>> START Raw data

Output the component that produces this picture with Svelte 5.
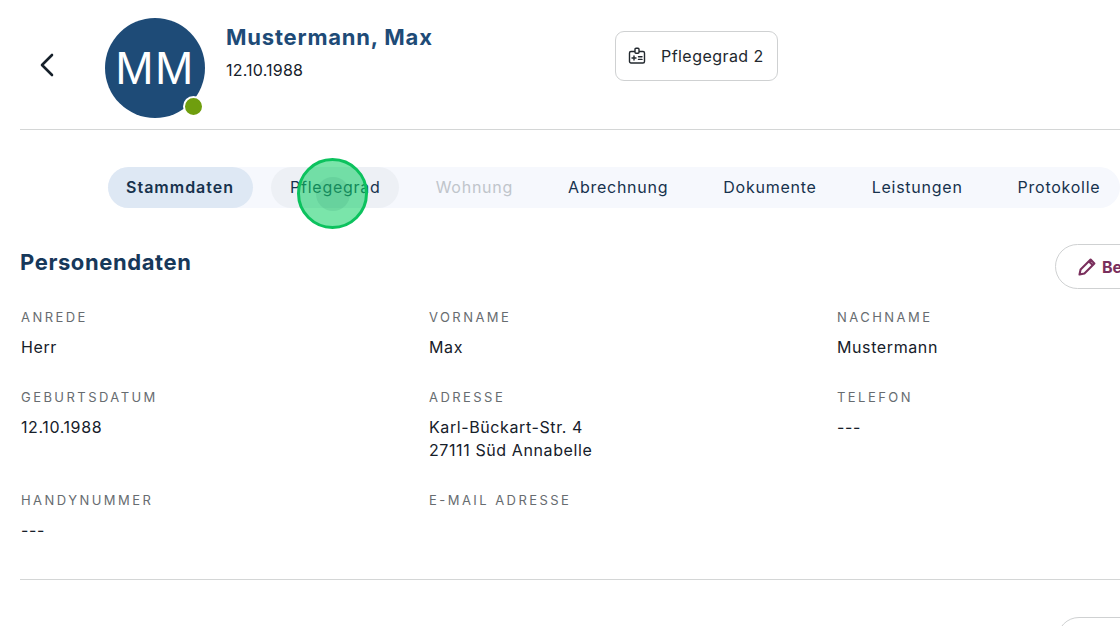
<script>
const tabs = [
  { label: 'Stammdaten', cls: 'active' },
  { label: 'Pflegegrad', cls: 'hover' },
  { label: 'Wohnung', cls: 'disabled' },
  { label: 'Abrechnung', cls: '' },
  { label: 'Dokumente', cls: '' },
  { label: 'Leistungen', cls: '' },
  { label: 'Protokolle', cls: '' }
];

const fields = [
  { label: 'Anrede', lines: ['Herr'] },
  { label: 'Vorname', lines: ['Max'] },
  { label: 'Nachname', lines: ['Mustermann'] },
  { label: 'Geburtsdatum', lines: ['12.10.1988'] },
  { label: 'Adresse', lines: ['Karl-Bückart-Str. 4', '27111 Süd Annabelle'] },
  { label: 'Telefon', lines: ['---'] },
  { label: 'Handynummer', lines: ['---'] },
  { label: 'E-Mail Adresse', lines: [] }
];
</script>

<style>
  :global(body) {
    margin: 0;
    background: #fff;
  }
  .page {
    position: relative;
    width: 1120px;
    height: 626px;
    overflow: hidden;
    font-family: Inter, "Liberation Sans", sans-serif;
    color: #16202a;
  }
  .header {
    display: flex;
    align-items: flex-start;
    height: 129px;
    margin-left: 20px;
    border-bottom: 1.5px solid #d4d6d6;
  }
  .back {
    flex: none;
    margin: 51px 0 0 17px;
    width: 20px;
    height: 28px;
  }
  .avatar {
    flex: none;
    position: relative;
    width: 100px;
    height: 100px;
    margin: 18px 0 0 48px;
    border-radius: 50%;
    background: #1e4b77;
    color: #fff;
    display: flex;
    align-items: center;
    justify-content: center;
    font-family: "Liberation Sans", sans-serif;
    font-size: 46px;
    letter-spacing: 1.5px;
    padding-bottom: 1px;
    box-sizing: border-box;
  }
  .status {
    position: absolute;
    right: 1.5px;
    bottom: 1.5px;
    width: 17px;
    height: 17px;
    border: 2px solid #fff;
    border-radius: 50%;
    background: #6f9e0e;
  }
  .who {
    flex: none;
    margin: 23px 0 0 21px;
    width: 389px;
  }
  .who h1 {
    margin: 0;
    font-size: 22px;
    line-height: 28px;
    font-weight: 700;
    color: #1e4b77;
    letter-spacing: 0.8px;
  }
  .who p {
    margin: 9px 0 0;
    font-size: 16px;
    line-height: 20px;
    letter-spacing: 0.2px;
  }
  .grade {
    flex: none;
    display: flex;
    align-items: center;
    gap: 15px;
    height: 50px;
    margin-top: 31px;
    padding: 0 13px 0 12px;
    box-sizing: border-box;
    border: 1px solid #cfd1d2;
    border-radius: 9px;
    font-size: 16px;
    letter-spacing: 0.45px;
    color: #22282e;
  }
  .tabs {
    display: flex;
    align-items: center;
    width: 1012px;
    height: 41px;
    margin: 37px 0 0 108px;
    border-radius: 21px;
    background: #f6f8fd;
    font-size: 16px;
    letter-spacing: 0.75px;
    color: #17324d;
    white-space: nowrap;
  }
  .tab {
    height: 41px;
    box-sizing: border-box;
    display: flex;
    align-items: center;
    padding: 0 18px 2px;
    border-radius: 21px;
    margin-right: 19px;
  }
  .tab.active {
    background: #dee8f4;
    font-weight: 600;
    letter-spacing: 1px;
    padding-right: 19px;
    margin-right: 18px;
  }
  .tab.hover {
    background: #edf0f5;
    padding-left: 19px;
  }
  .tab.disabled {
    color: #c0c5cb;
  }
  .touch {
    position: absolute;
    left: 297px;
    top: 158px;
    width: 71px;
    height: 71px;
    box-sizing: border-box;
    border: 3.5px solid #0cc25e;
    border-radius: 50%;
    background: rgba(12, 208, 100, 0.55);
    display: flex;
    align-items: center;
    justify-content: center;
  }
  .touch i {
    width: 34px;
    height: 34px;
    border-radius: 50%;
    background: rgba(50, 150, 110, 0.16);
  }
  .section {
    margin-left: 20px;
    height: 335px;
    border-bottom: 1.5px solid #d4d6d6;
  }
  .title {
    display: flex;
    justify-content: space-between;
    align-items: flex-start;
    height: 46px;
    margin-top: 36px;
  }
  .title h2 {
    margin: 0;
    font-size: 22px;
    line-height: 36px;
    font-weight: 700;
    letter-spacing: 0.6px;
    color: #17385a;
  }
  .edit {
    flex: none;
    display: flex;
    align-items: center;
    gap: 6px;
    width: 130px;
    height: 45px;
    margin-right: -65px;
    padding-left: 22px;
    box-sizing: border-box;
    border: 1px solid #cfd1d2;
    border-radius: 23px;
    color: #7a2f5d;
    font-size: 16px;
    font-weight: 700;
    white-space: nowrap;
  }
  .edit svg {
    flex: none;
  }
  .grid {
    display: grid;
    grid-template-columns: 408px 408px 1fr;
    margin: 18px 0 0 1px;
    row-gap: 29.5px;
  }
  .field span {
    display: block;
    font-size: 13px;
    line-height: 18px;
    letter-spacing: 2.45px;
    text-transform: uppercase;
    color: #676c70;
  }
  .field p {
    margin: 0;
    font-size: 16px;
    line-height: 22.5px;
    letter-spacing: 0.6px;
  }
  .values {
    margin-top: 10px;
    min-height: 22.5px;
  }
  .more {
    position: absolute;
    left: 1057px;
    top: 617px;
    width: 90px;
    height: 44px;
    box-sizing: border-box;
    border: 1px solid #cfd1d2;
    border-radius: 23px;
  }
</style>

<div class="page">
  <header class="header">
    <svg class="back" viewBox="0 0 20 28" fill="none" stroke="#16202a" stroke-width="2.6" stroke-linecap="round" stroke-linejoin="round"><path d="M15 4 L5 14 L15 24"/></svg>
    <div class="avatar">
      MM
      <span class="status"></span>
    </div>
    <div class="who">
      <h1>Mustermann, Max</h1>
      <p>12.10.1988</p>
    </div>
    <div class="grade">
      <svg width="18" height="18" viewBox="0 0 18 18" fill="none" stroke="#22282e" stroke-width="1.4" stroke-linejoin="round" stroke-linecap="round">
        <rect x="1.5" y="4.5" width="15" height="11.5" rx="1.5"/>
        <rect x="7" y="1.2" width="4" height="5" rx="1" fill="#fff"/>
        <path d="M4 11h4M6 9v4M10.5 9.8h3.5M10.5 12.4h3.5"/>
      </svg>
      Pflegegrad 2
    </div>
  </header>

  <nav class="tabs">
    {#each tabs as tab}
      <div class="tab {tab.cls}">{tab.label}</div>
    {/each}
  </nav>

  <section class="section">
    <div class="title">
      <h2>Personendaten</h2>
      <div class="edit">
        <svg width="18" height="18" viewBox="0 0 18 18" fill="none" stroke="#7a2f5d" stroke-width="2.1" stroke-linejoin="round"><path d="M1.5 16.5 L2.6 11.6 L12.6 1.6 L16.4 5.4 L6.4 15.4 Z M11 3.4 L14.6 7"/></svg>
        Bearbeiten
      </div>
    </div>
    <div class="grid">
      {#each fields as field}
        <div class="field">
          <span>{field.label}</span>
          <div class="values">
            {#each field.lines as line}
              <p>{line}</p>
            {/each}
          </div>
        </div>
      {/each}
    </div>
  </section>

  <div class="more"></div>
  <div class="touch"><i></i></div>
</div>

>> END Raw data

> [What the task asks]
Print each line of the material above exactly, with the pictures removed from your copy.

> [Task result]
Output the component that produces this picture with Svelte 5.
<script>
const tabs = [
  { label: 'Stammdaten', cls: 'active' },
  { label: 'Pflegegrad', cls: 'hover' },
  { label: 'Wohnung', cls: 'disabled' },
  { label: 'Abrechnung', cls: '' },
  { label: 'Dokumente', cls: '' },
  { label: 'Leistungen', cls: '' },
  { label: 'Protokolle', cls: '' }
];

const fields = [
  { label: 'Anrede', lines: ['Herr'] },
  { label: 'Vorname', lines: ['Max'] },
  { label: 'Nachname', lines: ['Mustermann'] },
  { label: 'Geburtsdatum', lines: ['12.10.1988'] },
  { label: 'Adresse', lines: ['Karl-Bückart-Str. 4', '27111 Süd Annabelle'] },
  { label: 'Telefon', lines: ['---'] },
  { label: 'Handynummer', lines: ['---'] },
  { label: 'E-Mail Adresse', lines: [] }
];
</script>

<style>
  :global(body) {
    margin: 0;
    background: #fff;
  }
  .page {
    position: relative;
    width: 1120px;
    height: 626px;
    overflow: hidden;
    font-family: Inter, "Liberation Sans", sans-serif;
    color: #16202a;
  }
  .header {
    display: flex;
    align-items: flex-start;
    height: 129px;
    margin-left: 20px;
    border-bottom: 1.5px solid #d4d6d6;
  }
  .back {
    flex: none;
    margin: 51px 0 0 17px;
    width: 20px;
    height: 28px;
  }
  .avatar {
    flex: none;
    position: relative;
    width: 100px;
    height: 100px;
    margin: 18px 0 0 48px;
    border-radius: 50%;
    background: #1e4b77;
    color: #fff;
    display: flex;
    align-items: center;
    justify-content: center;
    font-family: "Liberation Sans", sans-serif;
    font-size: 46px;
    letter-spacing: 1.5px;
    padding-bottom: 1px;
    box-sizing: border-box;
  }
  .status {
    position: absolute;
    right: 1.5px;
    bottom: 1.5px;
    width: 17px;
    height: 17px;
    border: 2px solid #fff;
    border-radius: 50%;
    background: #6f9e0e;
  }
  .who {
    flex: none;
    margin: 23px 0 0 21px;
    width: 389px;
  }
  .who h1 {
    margin: 0;
    font-size: 22px;
    line-height: 28px;
    font-weight: 700;
    color: #1e4b77;
    letter-spacing: 0.8px;
  }
  .who p {
    margin: 9px 0 0;
    font-size: 16px;
    line-height: 20px;
    letter-spacing: 0.2px;
  }
  .grade {
    flex: none;
    display: flex;
    align-items: center;
    gap: 15px;
    height: 50px;
    margin-top: 31px;
    padding: 0 13px 0 12px;
    box-sizing: border-box;
    border: 1px solid #cfd1d2;
    border-radius: 9px;
    font-size: 16px;
    letter-spacing: 0.45px;
    color: #22282e;
  }
  .tabs {
    display: flex;
    align-items: center;
    width: 1012px;
    height: 41px;
    margin: 37px 0 0 108px;
    border-radius: 21px;
    background: #f6f8fd;
    font-size: 16px;
    letter-spacing: 0.75px;
    color: #17324d;
    white-space: nowrap;
  }
  .tab {
    height: 41px;
    box-sizing: border-box;
    display: flex;
    align-items: center;
    padding: 0 18px 2px;
    border-radius: 21px;
    margin-right: 19px;
  }
  .tab.active {
    background: #dee8f4;
    font-weight: 600;
    letter-spacing: 1px;
    padding-right: 19px;
    margin-right: 18px;
  }
  .tab.hover {
    background: #edf0f5;
    padding-left: 19px;
  }
  .tab.disabled {
    color: #c0c5cb;
  }
  .touch {
    position: absolute;
    left: 297px;
    top: 158px;
    width: 71px;
    height: 71px;
    box-sizing: border-box;
    border: 3.5px solid #0cc25e;
    border-radius: 50%;
    background: rgba(12, 208, 100, 0.55);
    display: flex;
    align-items: center;
    justify-content: center;
  }
  .touch i {
    width: 34px;
    height: 34px;
    border-radius: 50%;
    background: rgba(50, 150, 110, 0.16);
  }
  .section {
    margin-left: 20px;
    height: 335px;
    border-bottom: 1.5px solid #d4d6d6;
  }
  .title {
    display: flex;
    justify-content: space-between;
    align-items: flex-start;
    height: 46px;
    margin-top: 36px;
  }
  .title h2 {
    margin: 0;
    font-size: 22px;
    line-height: 36px;
    font-weight: 700;
    letter-spacing: 0.6px;
    color: #17385a;
  }
  .edit {
    flex: none;
    display: flex;
    align-items: center;
    gap: 6px;
    width: 130px;
    height: 45px;
    margin-right: -65px;
    padding-left: 22px;
    box-sizing: border-box;
    border: 1px solid #cfd1d2;
    border-radius: 23px;
    color: #7a2f5d;
    font-size: 16px;
    font-weight: 700;
    white-space: nowrap;
  }
  .edit svg {
    flex: none;
  }
  .grid {
    display: grid;
    grid-template-columns: 408px 408px 1fr;
    margin: 18px 0 0 1px;
    row-gap: 29.5px;
  }
  .field span {
    display: block;
    font-size: 13px;
    line-height: 18px;
    letter-spacing: 2.45px;
    text-transform: uppercase;
    color: #676c70;
  }
  .field p {
    margin: 0;
    font-size: 16px;
    line-height: 22.5px;
    letter-spacing: 0.6px;
  }
  .values {
    margin-top: 10px;
    min-height: 22.5px;
  }
  .more {
    position: absolute;
    left: 1057px;
    top: 617px;
    width: 90px;
    height: 44px;
    box-sizing: border-box;
    border: 1px solid #cfd1d2;
    border-radius: 23px;
  }
</style>

<div class="page">
  <header class="header">
    <svg class="back" viewBox="0 0 20 28" fill="none" stroke="#16202a" stroke-width="2.6" stroke-linecap="round" stroke-linejoin="round"><path d="M15 4 L5 14 L15 24"/></svg>
    <div class="avatar">
      MM
      <span class="status"></span>
    </div>
    <div class="who">
      <h1>Mustermann, Max</h1>
      <p>12.10.1988</p>
    </div>
    <div class="grade">
      <svg width="18" height="18" viewBox="0 0 18 18" fill="none" stroke="#22282e" stroke-width="1.4" stroke-linejoin="round" stroke-linecap="round">
        <rect x="1.5" y="4.5" width="15" height="11.5" rx="1.5"/>
        <rect x="7" y="1.2" width="4" height="5" rx="1" fill="#fff"/>
        <path d="M4 11h4M6 9v4M10.5 9.8h3.5M10.5 12.4h3.5"/>
      </svg>
      Pflegegrad 2
    </div>
  </header>

  <nav class="tabs">
    {#each tabs as tab}
      <div class="tab {tab.cls}">{tab.label}</div>
    {/each}
  </nav>

  <section class="section">
    <div class="title">
      <h2>Personendaten</h2>
      <div class="edit">
        <svg width="18" height="18" viewBox="0 0 18 18" fill="none" stroke="#7a2f5d" stroke-width="2.1" stroke-linejoin="round"><path d="M1.5 16.5 L2.6 11.6 L12.6 1.6 L16.4 5.4 L6.4 15.4 Z M11 3.4 L14.6 7"/></svg>
        Bearbeiten
      </div>
    </div>
    <div class="grid">
      {#each fields as field}
        <div class="field">
          <span>{field.label}</span>
          <div class="values">
            {#each field.lines as line}
              <p>{line}</p>
            {/each}
          </div>
        </div>
      {/each}
    </div>
  </section>

  <div class="more"></div>
  <div class="touch"><i></i></div>
</div>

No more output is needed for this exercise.